[Start STORED ROWS]

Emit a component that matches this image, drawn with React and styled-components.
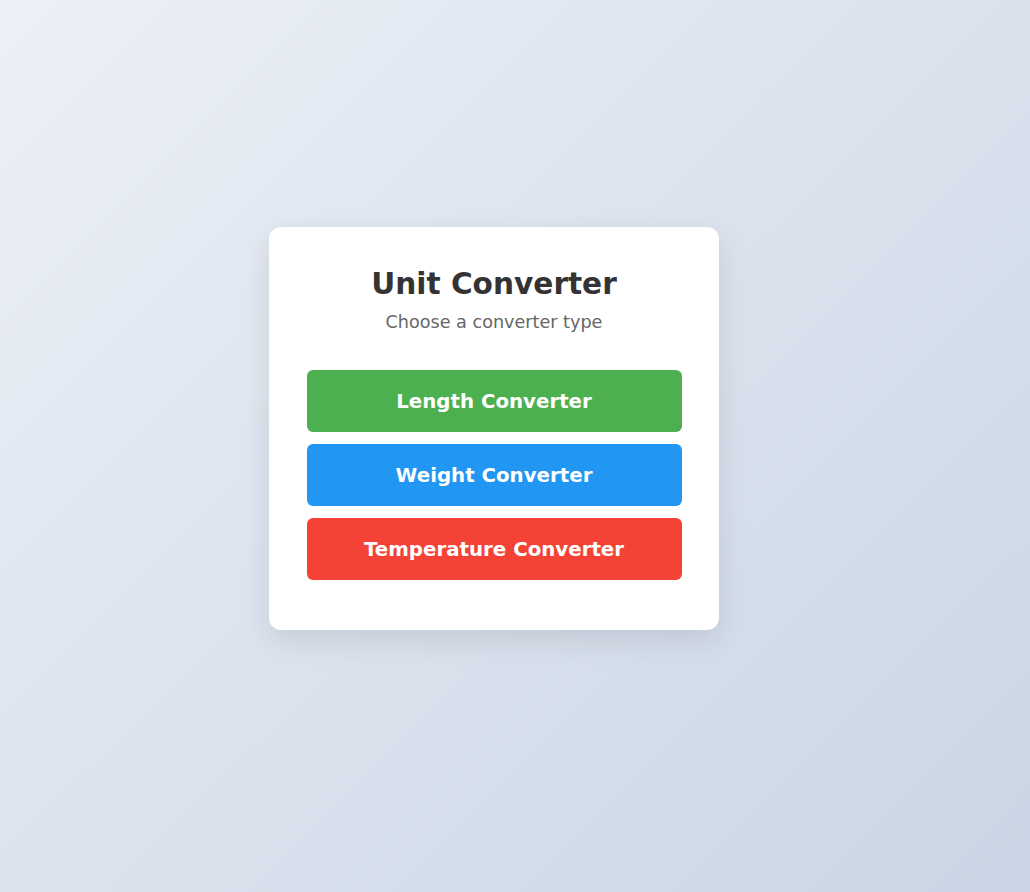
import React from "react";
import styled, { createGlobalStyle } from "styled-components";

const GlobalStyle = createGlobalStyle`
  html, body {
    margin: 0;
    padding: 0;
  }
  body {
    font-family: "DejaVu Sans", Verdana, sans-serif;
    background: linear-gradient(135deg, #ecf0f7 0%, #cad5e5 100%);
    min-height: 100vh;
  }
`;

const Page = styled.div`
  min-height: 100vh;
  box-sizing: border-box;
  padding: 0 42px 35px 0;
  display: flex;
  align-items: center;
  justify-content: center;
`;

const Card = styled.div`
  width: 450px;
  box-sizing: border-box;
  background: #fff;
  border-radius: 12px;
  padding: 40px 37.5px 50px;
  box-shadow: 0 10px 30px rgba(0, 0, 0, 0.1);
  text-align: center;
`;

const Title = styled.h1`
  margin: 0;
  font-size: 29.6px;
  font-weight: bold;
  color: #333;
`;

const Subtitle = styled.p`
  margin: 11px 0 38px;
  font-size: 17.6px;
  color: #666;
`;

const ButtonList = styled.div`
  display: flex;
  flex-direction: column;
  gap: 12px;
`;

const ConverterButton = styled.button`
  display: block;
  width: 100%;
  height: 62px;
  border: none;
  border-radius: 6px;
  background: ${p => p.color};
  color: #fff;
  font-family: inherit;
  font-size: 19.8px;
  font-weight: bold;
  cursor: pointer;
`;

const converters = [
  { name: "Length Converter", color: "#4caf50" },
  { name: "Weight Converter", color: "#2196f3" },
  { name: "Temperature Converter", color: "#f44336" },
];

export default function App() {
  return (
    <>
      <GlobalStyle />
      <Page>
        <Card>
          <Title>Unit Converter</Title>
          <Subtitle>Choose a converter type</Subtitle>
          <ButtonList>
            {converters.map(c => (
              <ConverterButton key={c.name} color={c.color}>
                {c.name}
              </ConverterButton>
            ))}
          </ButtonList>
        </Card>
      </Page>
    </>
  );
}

[End STORED ROWS]
[Start STORED ROWS]

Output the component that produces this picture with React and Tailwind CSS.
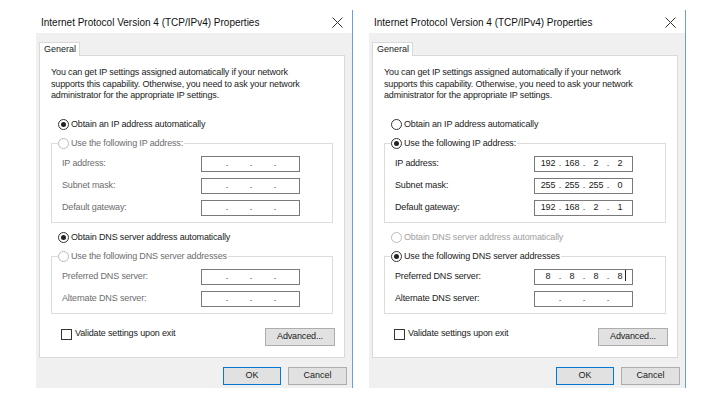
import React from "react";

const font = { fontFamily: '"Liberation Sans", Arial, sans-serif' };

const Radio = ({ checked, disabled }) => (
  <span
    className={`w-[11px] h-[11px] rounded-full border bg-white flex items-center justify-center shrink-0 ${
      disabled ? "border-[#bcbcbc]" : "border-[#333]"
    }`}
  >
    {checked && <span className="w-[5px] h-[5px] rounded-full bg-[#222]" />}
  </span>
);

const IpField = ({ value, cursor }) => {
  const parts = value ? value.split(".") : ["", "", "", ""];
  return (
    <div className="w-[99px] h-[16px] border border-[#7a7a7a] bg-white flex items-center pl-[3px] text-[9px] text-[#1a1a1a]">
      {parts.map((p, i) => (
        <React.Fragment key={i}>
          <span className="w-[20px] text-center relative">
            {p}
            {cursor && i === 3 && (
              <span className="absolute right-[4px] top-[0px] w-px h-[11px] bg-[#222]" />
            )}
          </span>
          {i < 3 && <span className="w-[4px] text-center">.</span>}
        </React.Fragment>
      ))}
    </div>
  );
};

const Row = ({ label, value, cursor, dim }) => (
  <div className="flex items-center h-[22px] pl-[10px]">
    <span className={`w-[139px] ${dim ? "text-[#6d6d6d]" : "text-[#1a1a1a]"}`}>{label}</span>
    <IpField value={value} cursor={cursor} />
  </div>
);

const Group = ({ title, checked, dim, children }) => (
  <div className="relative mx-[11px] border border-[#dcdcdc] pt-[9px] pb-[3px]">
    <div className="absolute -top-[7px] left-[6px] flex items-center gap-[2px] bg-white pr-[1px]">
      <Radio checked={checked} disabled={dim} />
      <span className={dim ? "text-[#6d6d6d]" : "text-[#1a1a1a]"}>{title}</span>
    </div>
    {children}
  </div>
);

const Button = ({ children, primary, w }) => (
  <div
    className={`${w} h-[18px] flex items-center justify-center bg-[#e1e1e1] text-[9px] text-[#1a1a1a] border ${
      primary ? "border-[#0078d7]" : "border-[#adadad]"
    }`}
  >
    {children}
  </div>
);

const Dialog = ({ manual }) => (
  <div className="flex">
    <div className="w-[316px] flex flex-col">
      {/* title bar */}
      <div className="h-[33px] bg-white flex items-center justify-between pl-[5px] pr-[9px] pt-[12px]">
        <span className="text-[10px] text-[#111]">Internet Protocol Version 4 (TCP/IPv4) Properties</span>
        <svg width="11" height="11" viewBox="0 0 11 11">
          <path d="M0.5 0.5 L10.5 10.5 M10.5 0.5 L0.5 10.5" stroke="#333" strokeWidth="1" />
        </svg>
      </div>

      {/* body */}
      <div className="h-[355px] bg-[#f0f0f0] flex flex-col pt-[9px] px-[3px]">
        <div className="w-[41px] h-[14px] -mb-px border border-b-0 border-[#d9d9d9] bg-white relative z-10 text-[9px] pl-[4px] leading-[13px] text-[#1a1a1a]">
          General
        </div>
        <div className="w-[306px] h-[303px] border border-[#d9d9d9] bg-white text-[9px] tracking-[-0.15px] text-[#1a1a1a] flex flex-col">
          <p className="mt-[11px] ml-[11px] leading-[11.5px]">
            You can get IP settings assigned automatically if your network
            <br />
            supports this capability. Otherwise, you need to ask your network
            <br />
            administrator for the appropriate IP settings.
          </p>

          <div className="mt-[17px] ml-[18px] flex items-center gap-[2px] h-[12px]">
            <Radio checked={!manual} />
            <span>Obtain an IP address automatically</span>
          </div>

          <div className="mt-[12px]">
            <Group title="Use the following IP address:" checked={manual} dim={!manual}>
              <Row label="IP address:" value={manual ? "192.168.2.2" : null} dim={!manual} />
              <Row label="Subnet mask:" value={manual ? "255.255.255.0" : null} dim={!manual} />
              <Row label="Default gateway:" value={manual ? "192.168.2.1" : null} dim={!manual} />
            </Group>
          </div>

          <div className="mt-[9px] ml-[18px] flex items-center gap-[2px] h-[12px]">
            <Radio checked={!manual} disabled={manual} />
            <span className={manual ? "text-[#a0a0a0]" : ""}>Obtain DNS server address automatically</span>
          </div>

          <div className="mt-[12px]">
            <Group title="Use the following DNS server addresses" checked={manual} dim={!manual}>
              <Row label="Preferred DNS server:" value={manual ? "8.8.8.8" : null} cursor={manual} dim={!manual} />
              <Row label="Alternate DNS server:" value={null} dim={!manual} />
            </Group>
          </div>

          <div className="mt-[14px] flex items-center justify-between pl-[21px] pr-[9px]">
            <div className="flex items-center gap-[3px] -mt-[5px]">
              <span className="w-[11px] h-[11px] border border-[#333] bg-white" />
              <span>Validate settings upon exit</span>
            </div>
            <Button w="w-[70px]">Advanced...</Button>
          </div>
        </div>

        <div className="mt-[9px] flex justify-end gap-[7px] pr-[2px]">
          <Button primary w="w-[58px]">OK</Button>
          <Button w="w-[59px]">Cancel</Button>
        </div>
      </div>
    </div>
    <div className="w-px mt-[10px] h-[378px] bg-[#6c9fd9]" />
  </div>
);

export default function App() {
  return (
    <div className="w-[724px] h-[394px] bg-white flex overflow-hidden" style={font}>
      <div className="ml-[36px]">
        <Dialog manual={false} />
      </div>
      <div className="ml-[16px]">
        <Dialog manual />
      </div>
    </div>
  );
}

[End STORED ROWS]

EXERCISE AIM: Using the listing above, show every line that includes the string "with".

CORRECT RESPONSE:
Emit a component that matches this image, drawn with React and styled-components.
Output the component that produces this picture with React and Tailwind CSS.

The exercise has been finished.